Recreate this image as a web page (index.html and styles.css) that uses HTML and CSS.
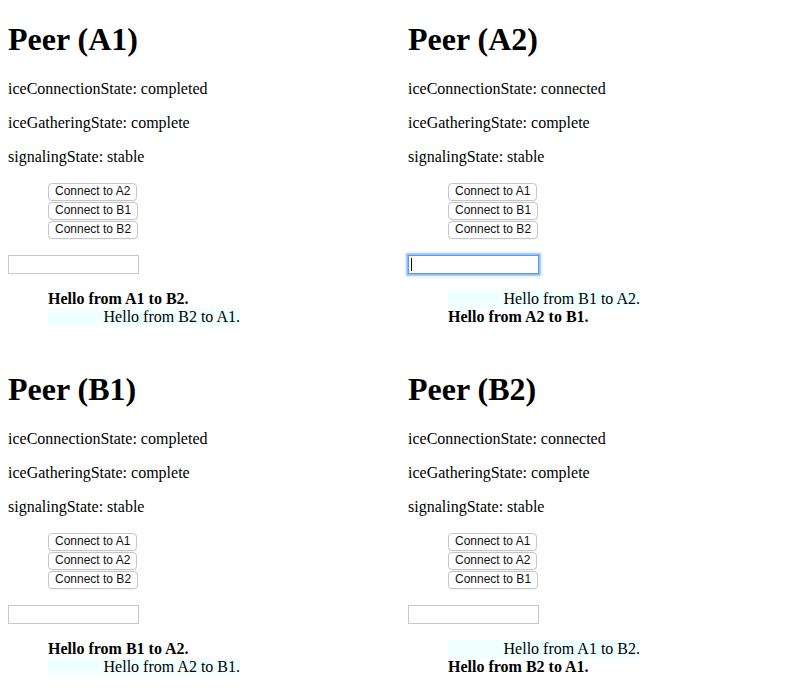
FILE: index.html
```html
<!DOCTYPE html>
<html>
<head>
<meta charset="utf-8">
<link rel="stylesheet" href="styles.css">
</head>
<body>
<div class="grid">
  <section class="peer">
    <h1>Peer (A1)</h1>
    <p>iceConnectionState: completed</p>
    <p>iceGatheringState: complete</p>
    <p>signalingState: stable</p>
    <ul class="actions">
      <li><button>Connect to A2</button></li>
      <li><button>Connect to B1</button></li>
      <li><button>Connect to B2</button></li>
    </ul>
    <div class="entry"><input type="text" class="msg-input"></div>
    <ul class="messages">
      <li class="sent">Hello from A1 to B2.</li>
      <li class="received">Hello from B2 to A1.</li>
    </ul>
  </section>
  <section class="peer">
    <h1>Peer (A2)</h1>
    <p>iceConnectionState: connected</p>
    <p>iceGatheringState: complete</p>
    <p>signalingState: stable</p>
    <ul class="actions">
      <li><button>Connect to A1</button></li>
      <li><button>Connect to B1</button></li>
      <li><button>Connect to B2</button></li>
    </ul>
    <div class="entry"><input type="text" class="msg-input focused"><span class="caret"></span></div>
    <ul class="messages">
      <li class="received">Hello from B1 to A2.</li>
      <li class="sent">Hello from A2 to B1.</li>
    </ul>
  </section>
  <section class="peer">
    <h1>Peer (B1)</h1>
    <p>iceConnectionState: completed</p>
    <p>iceGatheringState: complete</p>
    <p>signalingState: stable</p>
    <ul class="actions">
      <li><button>Connect to A1</button></li>
      <li><button>Connect to A2</button></li>
      <li><button>Connect to B2</button></li>
    </ul>
    <div class="entry"><input type="text" class="msg-input"></div>
    <ul class="messages">
      <li class="sent">Hello from B1 to A2.</li>
      <li class="received">Hello from A2 to B1.</li>
    </ul>
  </section>
  <section class="peer">
    <h1>Peer (B2)</h1>
    <p>iceConnectionState: connected</p>
    <p>iceGatheringState: complete</p>
    <p>signalingState: stable</p>
    <ul class="actions">
      <li><button>Connect to A1</button></li>
      <li><button>Connect to A2</button></li>
      <li><button>Connect to B1</button></li>
    </ul>
    <div class="entry"><input type="text" class="msg-input"></div>
    <ul class="messages">
      <li class="received">Hello from A1 to B2.</li>
      <li class="sent">Hello from B2 to A1.</li>
    </ul>
  </section>
</div>
</body>
</html>
```
FILE: styles.css
```css
html, body {
  background: #fff;
}
body {
  margin: 0 8px;
  font-family: "Liberation Serif", "Times New Roman", serif;
  font-size: 16px;
  color: #000;
}
.grid {
  display: grid;
  grid-template-columns: 400px 400px;
}
.peer {
  padding-bottom: 8px;
}
h1 {
  font-size: 32px;
  font-weight: bold;
  line-height: 37px;
  margin: 21.44px 0;
}
p {
  margin: 16px 0;
  line-height: 18px;
}
.actions {
  list-style: none;
  margin: 16px 0;
  padding: 0 0 0 40px;
}
.actions li {
  height: 19px;
  display: flex;
  align-items: flex-end;
}
.actions button {
  font-family: "Liberation Sans", Arial, sans-serif;
  font-size: 12px;
  line-height: 13px;
  height: 18px;
  padding: 0 6px;
  border: 1px solid #c6c6c6;
  border-radius: 4px;
  background: #fff;
  color: #111;
  box-shadow: 0 0.5px 0.5px rgba(0,0,0,0.08);
}
.entry {
  position: relative;
  height: 19px;
  width: 131px;
}
.msg-input {
  box-sizing: border-box;
  width: 131px;
  height: 19px;
  margin: 0;
  padding: 0 2px;
  border: 1px solid #c8c8c8;
  background: #fff;
  display: block;
  outline: none;
}
.msg-input.focused {
  border: 1px solid #5d9ce8;
  box-shadow: 0 0 0 1.5px #8fbdf3, 0 0 3px 2px rgba(110,165,235,0.45);
}
.caret {
  position: absolute;
  left: 3px;
  top: 3px;
  width: 1px;
  height: 13px;
  background: #000;
}
.messages {
  list-style: none;
  margin: 16px 0;
  padding: 0 0 0 40px;
}
.messages li {
  width: 192px;
  line-height: 18px;
}
.messages .sent {
  font-weight: bold;
  text-align: left;
}
.messages .received {
  text-align: right;
  background: #f0ffff;
}
```
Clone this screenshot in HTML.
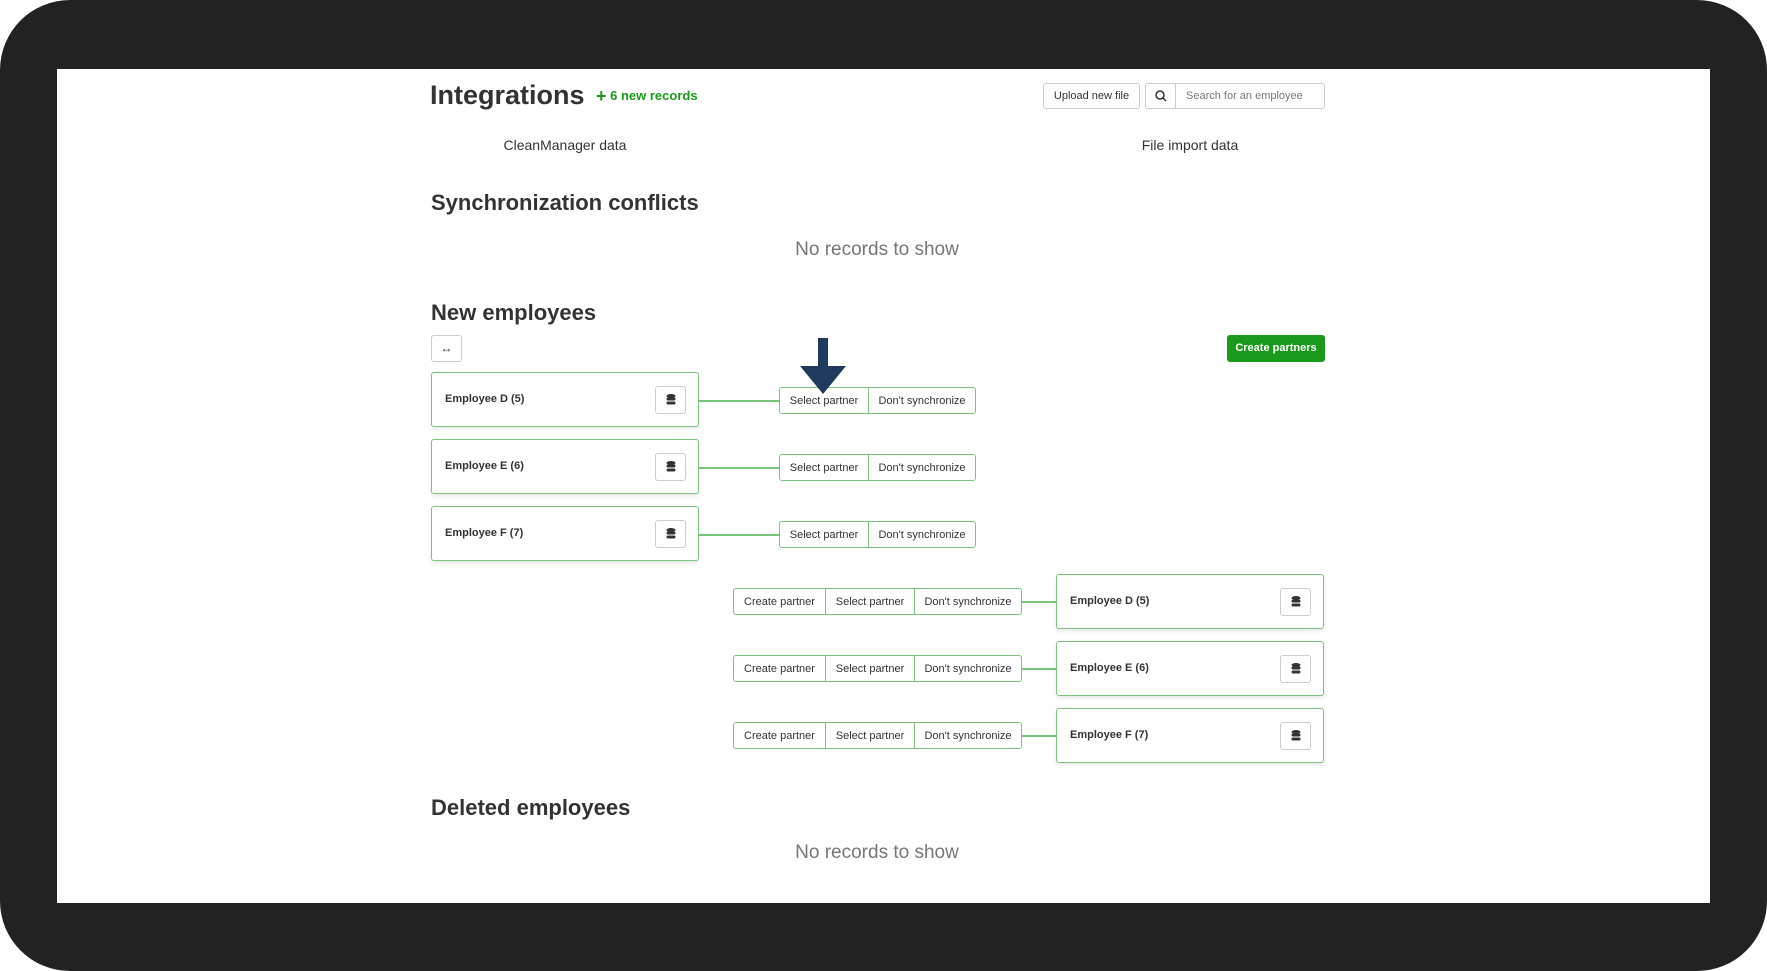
<!DOCTYPE html>
<html><head><style>
*{box-sizing:border-box;margin:0;padding:0}
body{width:1767px;height:971px;background:#fff;position:relative;overflow:hidden;font-family:"Liberation Sans",Arial,sans-serif;color:#333}
.frame{position:absolute;left:0;top:0;width:1767px;height:971px;background:#222;border-radius:70px}
.screen{position:absolute;left:57px;top:69px;width:1653px;height:834px;background:#fff}
.a{position:absolute}
.h2{font-weight:bold;font-size:22px;color:#333}
.none{font-size:19px;color:#777;width:300px;text-align:center}
.card{position:absolute;width:268px;height:55px;border:1.5px solid #7cc47c;border-radius:3px;background:#fff;box-shadow:0 2px 4px rgba(0,0,0,.1)}
.card .t{position:absolute;left:13px;top:20px;font-size:11px;font-weight:bold;color:#333}
.card .ib{position:absolute;right:12px;top:13px;width:31px;height:28px;border:1px solid #ccc;border-radius:3px;background:#fff}
.card .ib svg{position:absolute;left:10px;top:7px}
.grp{position:absolute;height:27px;border:1.5px solid #7cc47c;border-radius:3px;background:#fff;display:flex}
.grp span{font-size:11px;color:#333;display:flex;align-items:center;justify-content:center;border-right:1px solid #7cc47c;height:100%}
.grp span:last-child{border-right:none}
.line{position:absolute;height:1.5px;background:#7cc47c}
</style></head><body>
<div class="frame"></div>
<div class="screen"></div>
<div class="a" style="left:430px;top:80px;font-size:27px;font-weight:bold;color:#333">Integrations</div>
<div class="a" style="left:596px;top:86px;font-size:13px;font-weight:bold;color:#1a9a1a"><span style="font-size:18px;vertical-align:-2px">+</span> 6 new records</div>
<div class="a" style="left:1043px;top:83px;width:97px;height:26px;border:1px solid #ccc;border-radius:3px;font-size:11px;text-align:center;line-height:24px;color:#333">Upload new file</div>
<div class="a" style="left:1145px;top:83px;width:180px;height:26px;border:1px solid #ccc;border-radius:3px">
<div class="a" style="left:0;top:0;width:30px;height:24px;border-right:1px solid #ccc"><svg width="30" height="24"><circle cx="14" cy="11" r="4" fill="none" stroke="#333" stroke-width="1.5"/><line x1="17" y1="14" x2="20" y2="17" stroke="#333" stroke-width="1.5"/></svg></div>
<div class="a" style="left:40px;top:6px;font-size:11px;color:#777">Search for an employee</div></div>
<div class="a" style="left:465px;top:137px;width:200px;text-align:center;font-size:14px">CleanManager data</div>
<div class="a" style="left:1090px;top:137px;width:200px;text-align:center;font-size:14px">File import data</div>
<div class="a h2" style="left:431px;top:190px">Synchronization conflicts</div>
<div class="a none" style="left:727px;top:239px">No records to show</div>
<div class="a h2" style="left:431px;top:300px">New employees</div>
<div class="a" style="left:431px;top:335px;width:31px;height:27px;border:1px solid #ccc;border-radius:3px;text-align:center;font-size:12px;line-height:24px">↔</div>
<div class="a" style="left:1227px;top:335px;width:98px;height:27px;background:#1a9a1a;border-radius:3px;color:#fff;font-size:11px;font-weight:bold;text-align:center;line-height:27px">Create partners</div>

<div class="card" style="left:431px;top:372px"><div class="t">Employee D (5)</div><div class="ib"><svg width="10" height="11"><ellipse cx="5" cy="2" rx="4.5" ry="2" fill="#333"/><rect x=".5" y="3.5" width="9" height="3" rx="1.5" fill="#333"/><rect x=".5" y="7.5" width="9" height="3" rx="1.5" fill="#333"/></svg></div></div>
<div class="line" style="left:699px;top:400px;width:80px"></div>
<div class="grp" style="left:779px;top:387px;width:197px"><span style="width:89px">Select partner</span><span style="flex:1">Don't synchronize</span></div>

<div class="card" style="left:431px;top:439px"><div class="t">Employee E (6)</div><div class="ib"><svg width="10" height="11"><ellipse cx="5" cy="2" rx="4.5" ry="2" fill="#333"/><rect x=".5" y="3.5" width="9" height="3" rx="1.5" fill="#333"/><rect x=".5" y="7.5" width="9" height="3" rx="1.5" fill="#333"/></svg></div></div>
<div class="line" style="left:699px;top:467px;width:80px"></div>
<div class="grp" style="left:779px;top:454px;width:197px"><span style="width:89px">Select partner</span><span style="flex:1">Don't synchronize</span></div>

<div class="card" style="left:431px;top:506px"><div class="t">Employee F (7)</div><div class="ib"><svg width="10" height="11"><ellipse cx="5" cy="2" rx="4.5" ry="2" fill="#333"/><rect x=".5" y="3.5" width="9" height="3" rx="1.5" fill="#333"/><rect x=".5" y="7.5" width="9" height="3" rx="1.5" fill="#333"/></svg></div></div>
<div class="line" style="left:699px;top:534px;width:80px"></div>
<div class="grp" style="left:779px;top:521px;width:197px"><span style="width:89px">Select partner</span><span style="flex:1">Don't synchronize</span></div>

<div class="grp" style="left:733px;top:588px;width:289px"><span style="width:92px">Create partner</span><span style="width:89px">Select partner</span><span style="flex:1">Don't synchronize</span></div>
<div class="line" style="left:1022px;top:601px;width:34px"></div>
<div class="card" style="left:1056px;top:574px"><div class="t">Employee D (5)</div><div class="ib"><svg width="10" height="11"><ellipse cx="5" cy="2" rx="4.5" ry="2" fill="#333"/><rect x=".5" y="3.5" width="9" height="3" rx="1.5" fill="#333"/><rect x=".5" y="7.5" width="9" height="3" rx="1.5" fill="#333"/></svg></div></div>

<div class="grp" style="left:733px;top:655px;width:289px"><span style="width:92px">Create partner</span><span style="width:89px">Select partner</span><span style="flex:1">Don't synchronize</span></div>
<div class="line" style="left:1022px;top:668px;width:34px"></div>
<div class="card" style="left:1056px;top:641px"><div class="t">Employee E (6)</div><div class="ib"><svg width="10" height="11"><ellipse cx="5" cy="2" rx="4.5" ry="2" fill="#333"/><rect x=".5" y="3.5" width="9" height="3" rx="1.5" fill="#333"/><rect x=".5" y="7.5" width="9" height="3" rx="1.5" fill="#333"/></svg></div></div>

<div class="grp" style="left:733px;top:722px;width:289px"><span style="width:92px">Create partner</span><span style="width:89px">Select partner</span><span style="flex:1">Don't synchronize</span></div>
<div class="line" style="left:1022px;top:735px;width:34px"></div>
<div class="card" style="left:1056px;top:708px"><div class="t">Employee F (7)</div><div class="ib"><svg width="10" height="11"><ellipse cx="5" cy="2" rx="4.5" ry="2" fill="#333"/><rect x=".5" y="3.5" width="9" height="3" rx="1.5" fill="#333"/><rect x=".5" y="7.5" width="9" height="3" rx="1.5" fill="#333"/></svg></div></div>

<svg class="a" style="left:796px;top:337px" width="54" height="60"><polygon points="22,1 32,1 32,29 50,29 27,57 4,29 22,29" fill="#1f3a5f"/></svg>

<div class="a h2" style="left:431px;top:795px">Deleted employees</div>
<div class="a none" style="left:727px;top:842px">No records to show</div>
</body></html>
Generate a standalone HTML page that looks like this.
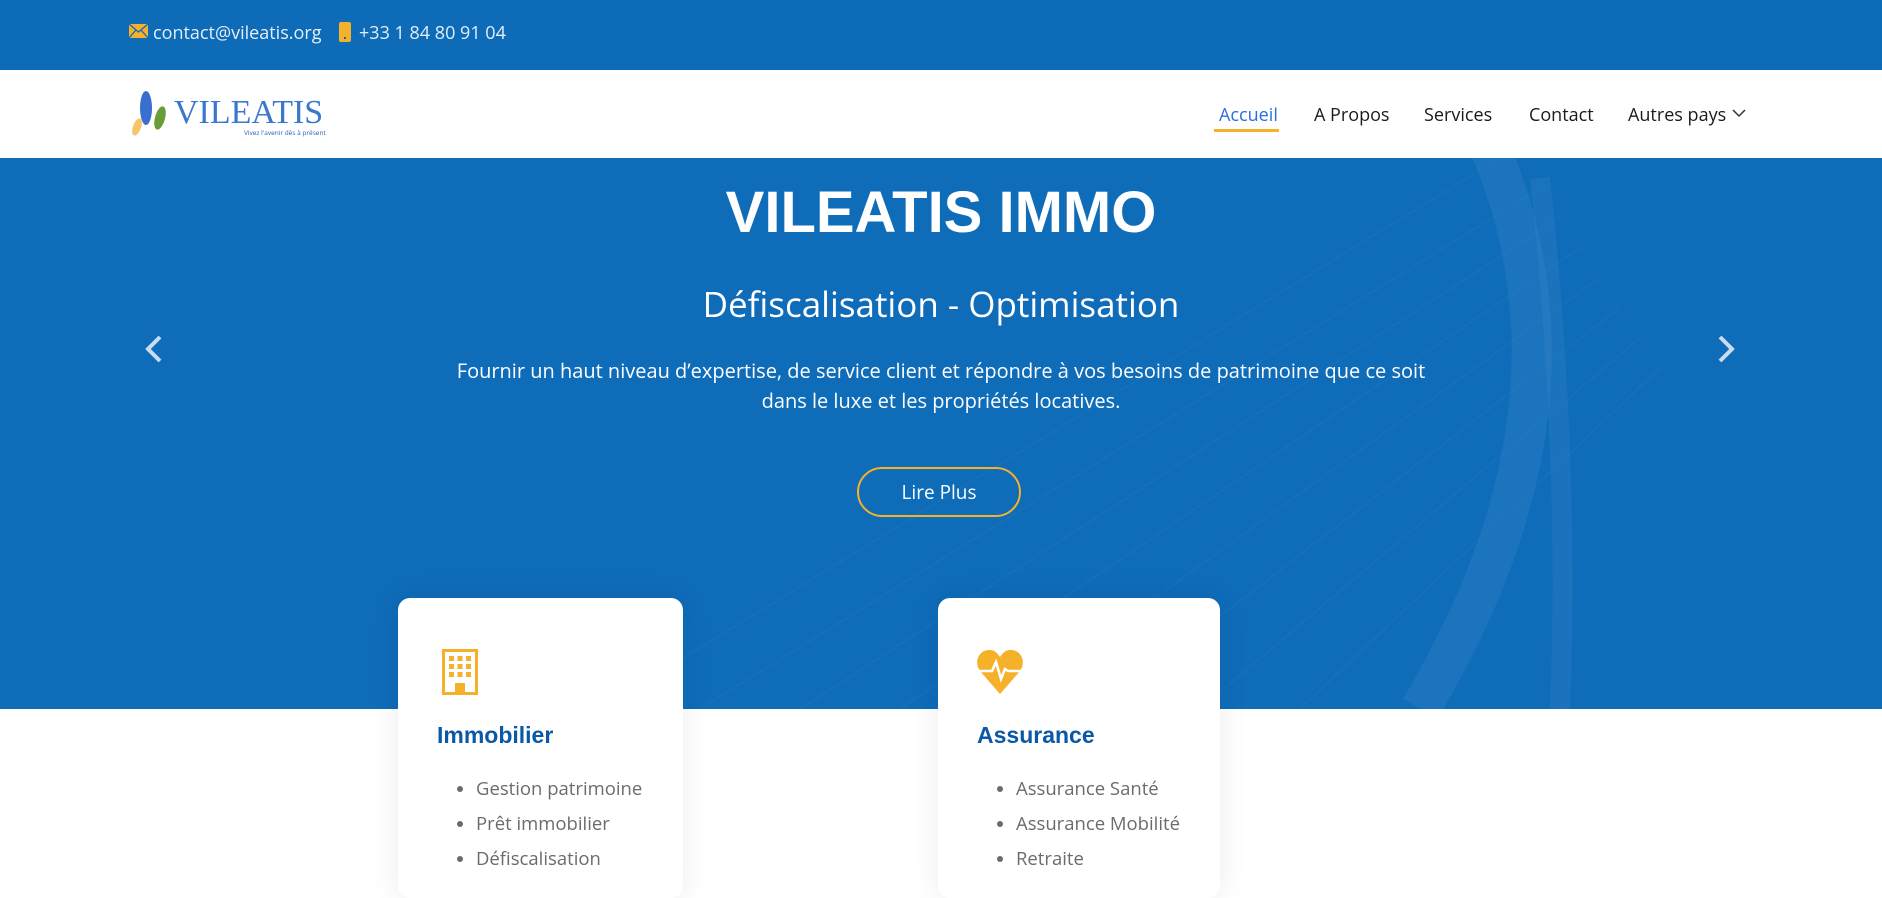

▶ Given task
Copy out each line in the listing that has the word "styles".

▶ The completed task
Recreate this image as a web page (index.html and styles.css) that uses HTML and CSS.
<link rel="stylesheet" href="styles.css">
FILE: styles.css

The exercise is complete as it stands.